After speaking about his experiences at a talk at the Bioinformatics Open Source Conference in Copenhagen July 19, Brenner said there was a good deal of interest from people who didn’t realize they were currently violating their institutions’ policies.

“People in industry tend to be more aware that they can’t produce open source without getting permission from their company, but academics may not carefully consider intellectual property ownership. In many cases, the university does own the rights to their work,” he said.

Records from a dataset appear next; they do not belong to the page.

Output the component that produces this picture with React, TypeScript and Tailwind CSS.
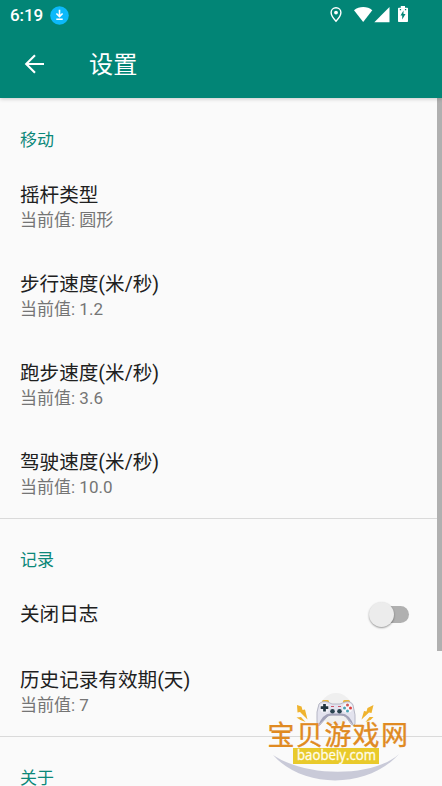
import React from "react";

function StatusBar() {
  return (
    <div className="flex h-[30px] items-center justify-between pl-[10px] pr-[33px]">
      <div className="flex items-center gap-[7px]">
        <span className="text-[17px] font-medium leading-[30px] tracking-[-0.1px]">6:19</span>
        <svg width="19" height="19" viewBox="0 0 19 19">
          <circle cx="9.5" cy="9.5" r="9.3" fill="#0cb9fa" />
          <path d="M9.5 3.800v6.500M6.400 7.500l3.100 3.100L12.600 7.500M6.300 13.200h6.400" fill="none" stroke="#fff" strokeWidth="1.600" />
        </svg>
      </div>
      <svg width="80" height="20" viewBox="329 5 80 20">
        <path
          d="M336 7.700c-2.900 0-4.900 2.200-4.900 4.900 0 3.500 4.900 8.700 4.900 8.700s4.900-5.200 4.900-8.700c0-2.700-2-4.900-4.900-4.900z"
          fill="none" stroke="#fff" strokeWidth="1.400"
        />
        <circle cx="336" cy="12.600" r="1.900" fill="#fff" />
        <path d="M354 10.200C359 6 367.500 6 372.300 10.200L363.200 22z" fill="#fff" />
        <path d="M389.500 7v15.200h-15.200z" fill="#fff" />
        <path d="M400.800 6h4.200v1.700h2.200q.8 0 .8.800v12.700q0 .8-.8.800h-8.400q-.8 0-.8-.8V8.500q0-.8.800-.8h2z" fill="#fff" />
        <path d="M399.800 9h1.300v1.300h-1.300zM404.900 9h1.300v1.300h-1.300zM403.500 10.500l-3 5h1.700v4l3.300-5.500h-2z" fill="#028576" />
      </svg>
    </div>
  );
}

function Category({ label, className = "" }: { label: string; className?: string }) {
  return (
    <div className={`px-5 text-[17px] leading-[25px] text-[#0b8879] ${className}`}>{label}</div>
  );
}

function Preference({ title, value }: { title: string; value: string }) {
  return (
    <div className="flex h-[89.250px] flex-col justify-center px-5">
      <div className="text-[19.600px] leading-[27px] text-[#202020]">{title}</div>
      <div className="text-[17px] leading-[23px] text-[#757575]">当前值: {value}</div>
    </div>
  );
}

function SiteLogo() {
  return (
    <svg className="absolute left-[255px] top-[680px]" width="187" height="106" viewBox="0 0 187 106">
      <circle cx="81" cy="29" r="16" fill="#efefef" />
      <path d="M18 75C48 109 113 109 144 74C119 97 52 98 18 75z" fill="#c9cad8" />
      <path d="M67 22.500v-1q0-1.500 1.500-1.500h4q1.500 0 1.500 1.500v1zM88 22.500v-1q0-1.500 1.500-1.500h4q1.500 0 1.500 1.500v1z" fill="#e9b73c" />
      <path
        d="M64 24Q67 20.500 73 22L77 24H85L90 22Q96 20.500 98 25Q101 35 100 44Q99 47 96 44L91 37Q89 35 86 35H76Q73 35 71 38L65 45Q62 47 62 42Q61 31 64 24z"
        fill="#e3e3ee" stroke="#aaabba" strokeWidth=".8"
      />
      <path d="M63 46Q68 33 76 33.500H86Q94 33 99 46L91 37Q89 35.500 86 35.500H76Q73 35.500 71 38z" fill="#a2a2b8" />
      <circle cx="69.500" cy="28" r="4.800" fill="#f1f1f7" />
      <path d="M69.500 24v7.500M65.700 27.700h7.600" stroke="#20343f" strokeWidth="2.700" />
      <circle cx="92.500" cy="28" r="5.100" fill="#f7f7fb" />
      <circle cx="92.500" cy="25" r="1.500" fill="#ce5555" />
      <circle cx="92.500" cy="31" r="1.500" fill="#4aa2b4" />
      <circle cx="89.500" cy="28" r="1.500" fill="#4aa2b4" />
      <circle cx="95.500" cy="28" r="1.500" fill="#dc4141" />
      <path d="M76 26.500h3M83 26.500h3" stroke="#cf586d" strokeWidth="1.200" />
      <circle cx="77.500" cy="31.300" r="2.300" fill="#29434f" />
      <circle cx="84.500" cy="31.300" r="2.300" fill="#29434f" />
      <path
        d="M42 25l4.500 1.500 1 3.500 2.500-.5 2.500 10-7.500-7.500-2.500.5zM118.500 25l-6 3-1 3.500-2.500-.5-2.500 8.500 7.500-7 2.500.5zM41.500 37.500l4.500-.5 4.500 5-5-2zM118.500 37l-4 0-4 5 5-2z"
        fill="#efb32e"
      />
      <text
        y="64.500" x="12.500 41 69.500 97.500 126" fill="#e08a22" stroke="#e08a22" strokeWidth=".35"
        className="font-['Noto_Sans_CJK_SC',sans-serif] text-[27px] font-normal"
      >
        宝贝游戏网
      </text>
      <rect x="38" y="68" width="86" height="16" fill="#e9ca2b" />
      <text
        x="42" y="80" fill="#fffdeb" stroke="#fffdeb" strokeWidth=".3" textLength="79" lengthAdjust="spacingAndGlyphs"
        className="font-['Open_Sans','Noto_Sans',sans-serif] text-[14px] font-medium"
      >
        baobeiy.com
      </text>
    </svg>
  );
}

export default function App() {
  return (
    <div className="relative h-[786px] w-[442px] overflow-hidden bg-[#fafafa] font-[Roboto,'Noto_Sans_CJK_SC',sans-serif]">
      <header className="relative h-[98px] bg-[#028576] text-white shadow-[0_1px_4px_rgba(0,0,0,0.2)]">
        <StatusBar />
        <div className="flex h-[68px] items-center pl-[24px]">
          <svg width="21" height="20" viewBox="0 0 21 20" fill="none" stroke="#fff" strokeWidth="2.100">
            <path d="M20 10H2.500M11 1.200L2.200 10l8.800 8.800" />
          </svg>
          <h1 className="ml-[44px] pt-[2px] text-[24.200px] leading-[36px]">设置</h1>
        </div>
      </header>
      <main className="flex">
        <div className="w-[437px] shrink-0">
          <section className="h-[420px]">
            <Category label="移动" className="pb-[9px] pt-[30px]" />
            <Preference title="摇杆类型" value="圆形" />
            <Preference title="步行速度(米/秒)" value="1.2" />
            <Preference title="跑步速度(米/秒)" value="3.6" />
            <Preference title="驾驶速度(米/秒)" value="10.0" />
          </section>
          <section className="h-[218px] w-[442px] border-t border-[#dadada]">
            <Category label="记录" className="pb-[8.500px] pt-[29px]" />
            <div className="flex h-[66px] items-center justify-between pl-5 pr-[33px]">
              <span className="text-[19.600px] leading-[27px] text-[#202020]">关闭日志</span>
              <div className="flex h-[17px] w-[34px] items-center rounded-full bg-[#b0b0b0]">
                <span className="-ml-[6px] size-[25px] shrink-0 rounded-full bg-[#ececec] shadow-[0_1px_2px_rgba(0,0,0,0.4)]" />
              </div>
            </div>
            <Preference title="历史记录有效期(天)" value="7" />
          </section>
          <section className="w-[442px] border-t border-[#dadada]">
            <Category label="关于" className="pt-[29px]" />
          </section>
        </div>
        <div className="h-[553px] w-[5px] shrink-0 bg-[#b0b0b0]" />
      </main>
      <SiteLogo />
    </div>
  );
}
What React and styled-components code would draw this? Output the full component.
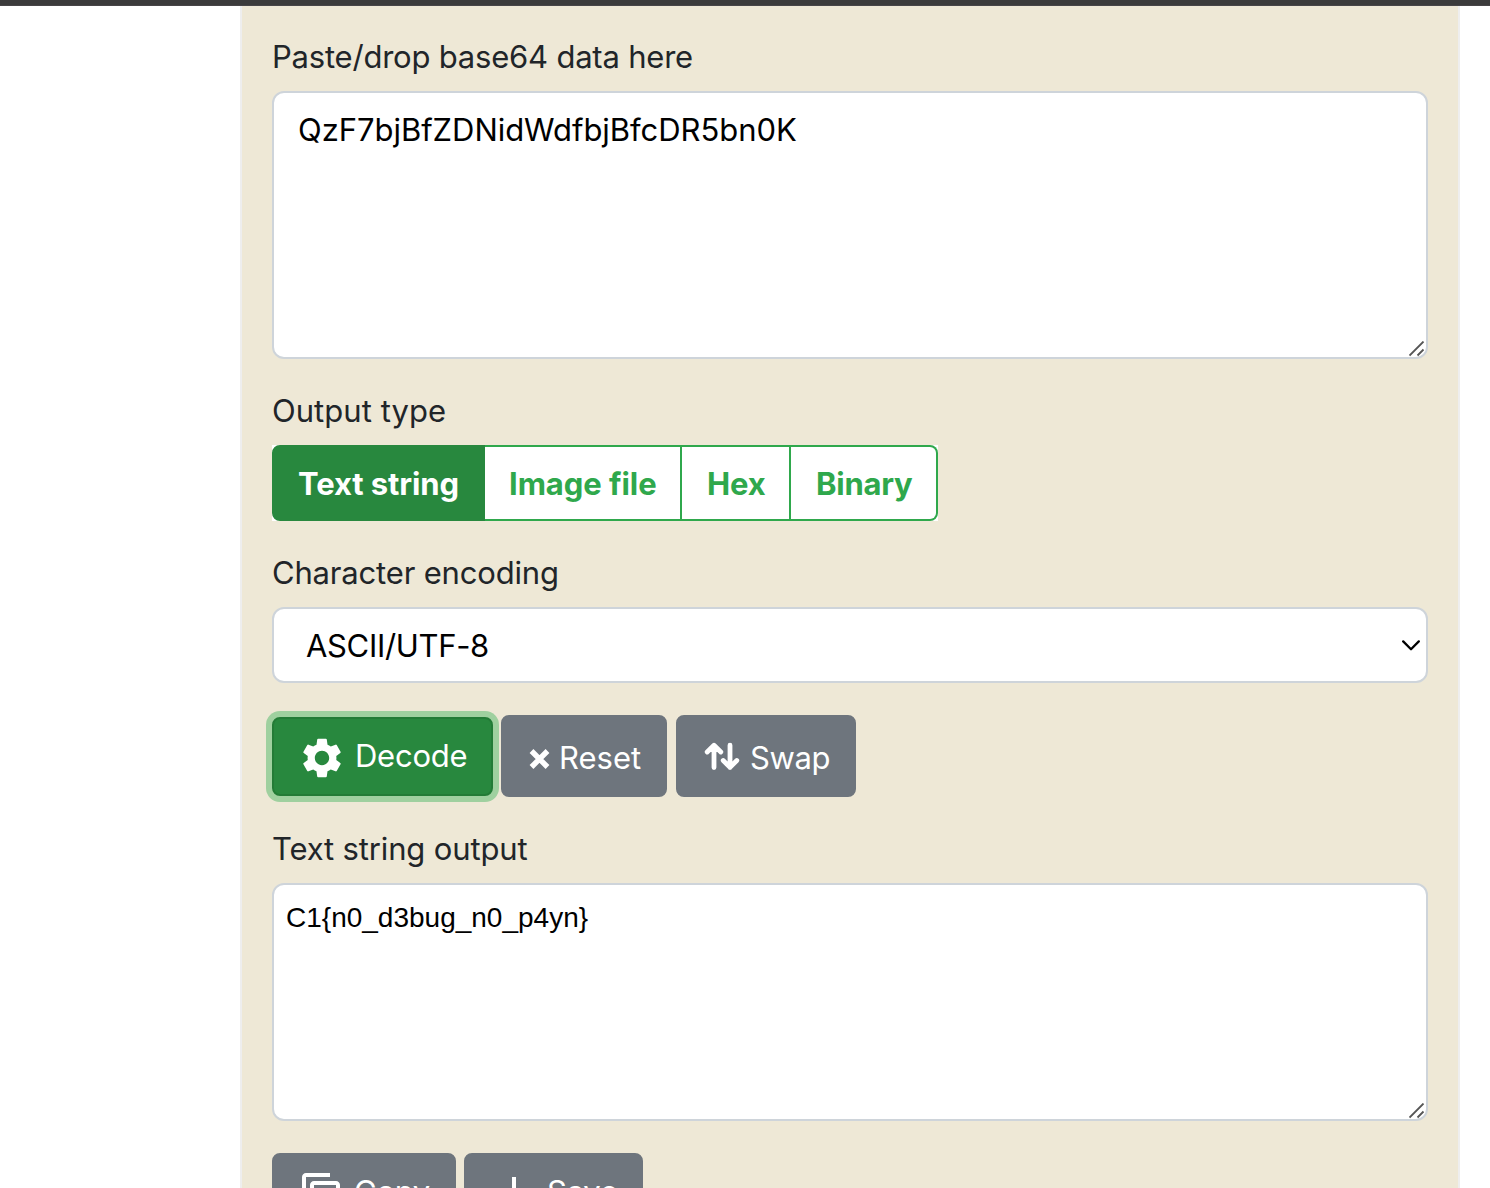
import React from 'react';
import styled, { createGlobalStyle } from 'styled-components';
import { MdSettings, MdContentCopy, MdSaveAlt } from 'react-icons/md';

const Global = createGlobalStyle`
  * { box-sizing: border-box; }
  html, body { margin: 0; height: 100%; background: #fff; overflow: hidden; }
  body { font-family: Inter, "Liberation Sans", sans-serif; font-size: 31px; color: #212529; }
`;
const Page = styled.div`
  height: 1188px;
  overflow: hidden;
  display: flex;
  flex-direction: column;
`;
const TopBar = styled.div`
  flex: none;
  height: 6px;
  background: #3b3b3b;
  border-bottom: 1px solid #474547;
`;
const Panel = styled.main`
  flex: none;
  width: 1220px;
  height: 1260px;
  margin-left: 240px;
  padding: 27px 30px 0;
  background: #eee8d6;
  border: 0 solid #eee;
  border-width: 0 2px;
`;
const Label = styled.label`
  display: block;
  height: 48px;
  line-height: 47px;
  margin-bottom: 10px;
  white-space: nowrap;
  letter-spacing: ${(p) => p.$ls || 0}px;
`;
const Field = styled.div`
  position: relative;
  height: ${(p) => p.$h}px;
  margin-bottom: ${(p) => p.$mb}px;
`;
const Area = styled.textarea`
  display: block;
  width: 100%;
  height: 100%;
  margin: 0;
  padding: ${(p) => p.$pad};
  border: 2px solid #ced4da;
  border-radius: 12px;
  background: #fff;
  color: #000;
  font: ${(p) => p.$font};
  letter-spacing: ${(p) => p.$ls}px;
  resize: none;
  outline: none;
  overflow: hidden;
`;
const Grip = styled.svg`
  position: absolute;
  right: 3px;
  bottom: 2px;
`;
const Select = styled.select`
  appearance: none;
  display: block;
  width: 100%;
  height: 100%;
  padding: 1px 32px 0;
  border: 2px solid #ced4da;
  border-radius: 12px;
  background: #fff;
  color: #000;
  font: 31px Inter, sans-serif;
  letter-spacing: ${(p) => p.$ls}px;
`;
const Chevron = styled.svg`
  position: absolute;
  right: 8px;
  top: 30px;
`;
const Group = styled.div`
  display: flex;
  width: 666px;
  height: 76px;
  margin-bottom: 28px;
  background: #fff;
`;
const Segment = styled.button`
  width: ${(p) => p.$w}px;
  padding: 1px 0 0 ${(p) => p.$pl}px;
  text-align: left;
  white-space: nowrap;
  border: 2px solid ${(p) => (p.$active ? '#28883e' : '#2fa84c')};
  border-left-width: ${(p) => (p.$active ? 2 : 0)}px;
  background: ${(p) => (p.$active ? '#28883e' : '#fff')};
  color: ${(p) => (p.$active ? '#fff' : '#2fa84c')};
  font: 700 31px Inter, sans-serif;
  letter-spacing: ${(p) => p.$ls}px;
  &:first-child { border-radius: 8px 0 0 8px; }
  &:last-child { border-radius: 0 8px 8px 0; }
`;
const Actions = styled.div`
  display: flex;
  align-items: center;
  height: 82px;
  margin-bottom: 28px;
`;
const Button = styled.button`
  display: flex;
  align-items: center;
  flex: none;
  width: ${(p) => p.$w}px;
  height: ${(p) => (p.$primary ? 79 : 82)}px;
  margin-right: ${(p) => p.$mr || 0}px;
  padding: ${(p) => p.$pt}px 0 0 ${(p) => p.$pl}px;
  gap: ${(p) => p.$gap}px;
  border: 2px solid ${(p) => (p.$primary ? '#237b36' : '#6e757d')};
  border-radius: 8px;
  background: ${(p) => (p.$primary ? '#28883e' : '#6e757d')};
  box-shadow: ${(p) => (p.$primary ? '0 0 0 6px #9fd09f' : 'none')};
  color: #fff;
  font: 31px Inter, sans-serif;
  svg { flex: none; display: block; }
`;
const Caption = styled.span`
  line-height: 48px;
  margin-bottom: ${(p) => p.$up || 0}px;
  white-space: nowrap;
  letter-spacing: ${(p) => p.$ls}px;
`;

const ResizeGrip = () => (
  <Grip width="16" height="16" viewBox="0 0 16 16" stroke="#555" strokeWidth="1.8" fill="none">
    <path d="M0.5 14.5L14.5 0.5M8.5 14.5L14.5 8.5" />
  </Grip>
);

export default function App() {
  return (
    <Page>
      <Global />
      <TopBar />
      <Panel>
        <Label $ls={-0.21}>Paste/drop base64 data here</Label>
        <Field $h={268} $mb={28}>
          <Area $pad="13px 24px" $font="31px/48px Inter, sans-serif" $ls={-0.04} defaultValue="QzF7bjBfZDNidWdfbjBfcDR5bn0K" spellCheck={false} />
          <ResizeGrip />
        </Field>
        <Label $ls={0.04}>Output type</Label>
        <Group>
          <Segment $active $w={213} $pl={24} $ls={-0.1}>Text string</Segment>
          <Segment $w={197} $pl={24} $ls={-0.07}>Image file</Segment>
          <Segment $w={109} $pl={25} $ls={-0.1}>Hex</Segment>
          <Segment $w={147} $pl={25} $ls={-0.25}>Binary</Segment>
        </Group>
        <Label $ls={-0.18}>Character encoding</Label>
        <Field $h={76} $mb={32}>
          <Select $ls={-0.33}><option>ASCII/UTF-8</option></Select>
          <Chevron width="20" height="16" viewBox="0 0 20 16" fill="none" stroke="#000" strokeWidth="2.3" strokeLinecap="round" strokeLinejoin="round">
            <path d="M3.2 4.4L11 12.2L18.8 4.4" />
          </Chevron>
        </Field>
        <Actions>
          <Button $primary $w={221} $pl={24} $pt={3} $gap={9} $mr={8}>
            <MdSettings size={48} /><Caption $ls={-0.25} $up={3}>Decode</Caption>
          </Button>
          <Button $w={166} $pl={26} $pt={5} $gap={9} $mr={9}>
            <svg width="21" height="20" viewBox="0 0 21 20" stroke="#fff" strokeWidth="5.4" fill="none"><path d="M2.5 2L18.5 18M18.5 2L2.5 18" /></svg>
            <Caption $up={2}>Reset</Caption>
          </Button>
          <Button $w={180} $pl={26} $pt={5} $gap={10}>
            <svg width="36" height="34" viewBox="0 0 36 34" stroke="#fff" strokeWidth="4.8" fill="none" strokeLinecap="round" strokeLinejoin="round"><path d="M10 25.5V3.5M3.2 10L10 3.2L16.8 10M26 3.2V25.5M19.2 18.5L26 25.3L32.8 18.5" /></svg>
            <Caption $ls={-0.4} $up={2}>Swap</Caption>
          </Button>
        </Actions>
        <Label $ls={-0.15}>Text string output</Label>
        <Field $h={238} $mb={32}>
          <Area $pad="12px" $font='28px/42px "Liberation Sans", Arial, sans-serif' $ls={0} defaultValue="C1{n0_d3bug_n0_p4yn}" spellCheck={false} />
          <ResizeGrip />
        </Field>
        <Actions>
          <Button $w={184} $pl={24} $pt={2} $gap={8} $mr={8}>
            <MdContentCopy size={48} /><Caption $ls={-0.25} $up={7}>Copy</Caption>
          </Button>
          <Button $w={179} $pl={24} $pt={2} $gap={9}>
            <MdSaveAlt size={48} /><Caption $ls={-0.25} $up={7}>Save</Caption>
          </Button>
        </Actions>
      </Panel>
    </Page>
  );
}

This misconception is fairly widespread, according to Bradley Kuhn, vice president of the Free Software Foundation, an advocacy group that supports the continued development of free software, which it stresses as distinct from open source. “Many people in universities typically assume that they’re working in a free environment where their work is going to be made available to the public in a useful way,” Kuhn said. “These days it’s up to every researcher, faculty member, graduate student, and even undergraduate student at a university to find out what the policy about copyrights and patents is and find out if the copyright to their work is going to be held by the university.”

Larry Rosen, an attorney who consults for the Open Source Initiative, a non-profit corporation that supports open source development, agreed that university employees often don’t consider their work in terms of a traditional employer-employee relationship — and that this situation puts them in danger of violating their organization’s policies.

Rosen stressed that under copyright law, “anything that you do is owned by your employer and you’re not free to give it away … As a general matter for any employee, if you want to contribute to any open source project, whether it’s your own thing or you contribute to an open source project for someone else, you have to make sure it doesn’t get treated as a work-for-hire. That applies to any employee-employer relationship, whether it’s a university or anyone else.”

The issue seems to be coming to a head in the academic world now, as more universities are exploiting the revenue stream made possible by their copyright and patent holdings. “If you’re a software developer, the university holds rights to your software, but if you’re an English professor or Law professor and publish a book, they’re not the least bit interested in copyright,” said Thomas Field, an attorney at the Franklin Pierce Law Center affiliated with the Association of University Technology Managers. “It’s hard to justify having any stake in poetry, but some of this software is worth serious money. When money starts to appear, people want to have a stake in it.”

With the exception of the University of Texas system, which amended its copyright policy in 1995 to support the General Public License, most universities prohibit open source for a number of reasons beyond the potential loss of revenue it represents. Such policies are in place to ensure appropriate acknowledgement, prevent theft, and avoid liability, for example.

Veronica Lanier, a senior licensing official in the Berkeley office of technology licensing, said the university’s copyright policy “provides that the university owns the copyrightable material at the time of creation, but it also provides that authors of the copyrightable work will share in license revenue.”

Because there is no license revenue from an open source project, Lanier said, every member of a research group who may have contributed to open source software would have to “acknowledge that they are giving up certain rights that they would have to receive a share of royalties.”

“Universities are acting responsibly in trying to protect their intellectual property,” Brenner noted. “There are a lot of good reasons why institutions would want to retain copyright. What we’re trying to do is convince them that our scientific needs are compelling and that we think these needs are more important than the reasons why they have restrictive copyright controls.”

Brenner’s renegotiated contract permits him and members of his research group to produce open source software with three requirements: the funding body has to agree, everyone who has an involvement in producing it has to agree, and it can’t violate any laws.

Lanier said that Brenner’s foresight in requesting the waiver before beginning employment at the university actually made the process much easier than if he had waited until he had begun to work there. However, noting that even this “fast track” situation required an unreasonable amount of time, effort, and legal expense, Brenner said a standardized employment contract would be an advantage both to producers of open source software and to their employers.

“The advantage of having uniform contracts would be that [employers] would have to learn about the contract only once. From then on, they could agree to it on a routine basis without having to invest their energies and legal efforts into investigating it,” Brenner said.

The effort is still in a nascent stage, Brenner said, and the Open Bioinformatics Foundation is currently exploring the logistics of drafting a standardized open source author’s contract as well as its funding options for supporting legal representation. “It will probably involve also getting institutions involved to make sure that the contract is generally something they find acceptable,” Brenner said.

The main issue, Brenner maintained, is that “right now people are violating their institutions’ policies. Usually that’s because they have never asked the institutions to change rather than because the institutions have refused to change.”